Pakistan’s default risk significantly rising: Report

The default risk of Pakistan has risen significantly, the latest data release has said.

The 5-year CDS for Pakistan which measures anticipated default risk has increased reaching a peak of 64.19 percent on November 11.

Pakistan’s 5-Year CDS climbed from 2,208bps in October to 6,419bps in November and showed a rise of 4,210bps in a single month, according to Arif Habib Limited (AHL).

A credit default swap (CDS) is a type of financial derivative that enables one investor to exchange or counterbalance their credit risk with another investment. The lender purchases a CDS from another investor who agrees to pay them back if the borrower defaults in order to swap the default risk.

“Pakistan’s debt insurance cost is increasing which suggests the country’s default perception is increasing,” according to an analyst.
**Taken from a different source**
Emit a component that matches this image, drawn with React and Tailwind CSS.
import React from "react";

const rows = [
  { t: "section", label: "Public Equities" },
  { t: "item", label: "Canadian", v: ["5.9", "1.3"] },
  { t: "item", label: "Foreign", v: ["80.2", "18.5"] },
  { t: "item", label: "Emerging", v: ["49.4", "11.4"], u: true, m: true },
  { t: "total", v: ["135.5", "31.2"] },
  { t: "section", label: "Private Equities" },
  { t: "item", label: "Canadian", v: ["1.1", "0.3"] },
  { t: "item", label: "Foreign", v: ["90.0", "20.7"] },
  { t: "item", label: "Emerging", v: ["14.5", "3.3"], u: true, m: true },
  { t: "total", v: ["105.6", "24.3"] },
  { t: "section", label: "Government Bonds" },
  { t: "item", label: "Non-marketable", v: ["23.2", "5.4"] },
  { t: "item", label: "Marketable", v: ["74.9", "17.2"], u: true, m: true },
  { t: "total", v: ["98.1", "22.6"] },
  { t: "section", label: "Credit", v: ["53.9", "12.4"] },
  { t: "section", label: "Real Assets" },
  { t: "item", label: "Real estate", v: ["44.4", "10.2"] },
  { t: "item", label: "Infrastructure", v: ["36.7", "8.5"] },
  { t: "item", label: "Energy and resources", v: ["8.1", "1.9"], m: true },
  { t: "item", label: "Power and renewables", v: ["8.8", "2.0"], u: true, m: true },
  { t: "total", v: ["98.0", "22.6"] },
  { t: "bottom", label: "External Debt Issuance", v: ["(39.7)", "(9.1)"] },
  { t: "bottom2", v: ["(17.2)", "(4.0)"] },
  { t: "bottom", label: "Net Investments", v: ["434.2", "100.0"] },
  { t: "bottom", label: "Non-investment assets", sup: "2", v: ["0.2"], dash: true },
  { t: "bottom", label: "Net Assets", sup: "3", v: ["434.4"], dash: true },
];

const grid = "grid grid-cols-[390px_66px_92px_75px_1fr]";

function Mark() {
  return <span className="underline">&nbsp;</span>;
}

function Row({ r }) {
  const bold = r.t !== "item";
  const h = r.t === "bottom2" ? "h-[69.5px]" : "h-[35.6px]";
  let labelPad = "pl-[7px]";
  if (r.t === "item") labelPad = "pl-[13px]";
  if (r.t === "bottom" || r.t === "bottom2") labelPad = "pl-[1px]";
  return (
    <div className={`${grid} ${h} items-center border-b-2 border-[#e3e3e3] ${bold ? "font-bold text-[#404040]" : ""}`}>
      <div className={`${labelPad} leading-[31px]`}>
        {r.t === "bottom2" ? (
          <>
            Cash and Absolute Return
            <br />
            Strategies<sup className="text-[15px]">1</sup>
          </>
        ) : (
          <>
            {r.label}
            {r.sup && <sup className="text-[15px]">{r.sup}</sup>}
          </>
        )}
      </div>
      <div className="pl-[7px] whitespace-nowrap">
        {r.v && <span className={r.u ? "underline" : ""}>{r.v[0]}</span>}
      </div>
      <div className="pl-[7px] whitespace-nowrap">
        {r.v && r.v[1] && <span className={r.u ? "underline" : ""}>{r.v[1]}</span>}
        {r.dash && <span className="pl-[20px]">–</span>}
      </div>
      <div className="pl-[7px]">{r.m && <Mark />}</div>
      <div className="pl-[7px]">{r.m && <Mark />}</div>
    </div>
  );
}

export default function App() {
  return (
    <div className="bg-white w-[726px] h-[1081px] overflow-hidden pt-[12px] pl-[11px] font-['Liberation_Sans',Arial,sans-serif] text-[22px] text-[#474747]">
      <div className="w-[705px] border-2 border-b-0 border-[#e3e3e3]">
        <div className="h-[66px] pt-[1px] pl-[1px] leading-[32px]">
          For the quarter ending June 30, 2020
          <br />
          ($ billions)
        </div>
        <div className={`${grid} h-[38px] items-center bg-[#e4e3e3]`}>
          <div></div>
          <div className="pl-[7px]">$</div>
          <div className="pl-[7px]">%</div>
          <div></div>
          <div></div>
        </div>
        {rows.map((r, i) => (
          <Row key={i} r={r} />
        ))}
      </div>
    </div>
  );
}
Pakistan now has less access to the credit market which has made it more challenging to get business loans from banks or through Euro bonds.

The nation has $126.07 billion in total foreign debt and liabilities as of May 31 of which $85.64 billion was public external debt.

The State Bank of Pakistan’s (SBP) foreign exchange reserves have fallen by $956 million weekly as of November 4 and have fallen to $7.96 billion. The total liquid foreign reserves of Pakistan stayed at $13.72 billion in which the total amount of net foreign reserves held by commercial banks was $5.76 billion has been included.

Additionally, the amount of remittances arriving in Pakistan has also decreased by almost 16 percent in October 2022 compared to the same month of the previous year when remittances were recorded at $2.215 billion.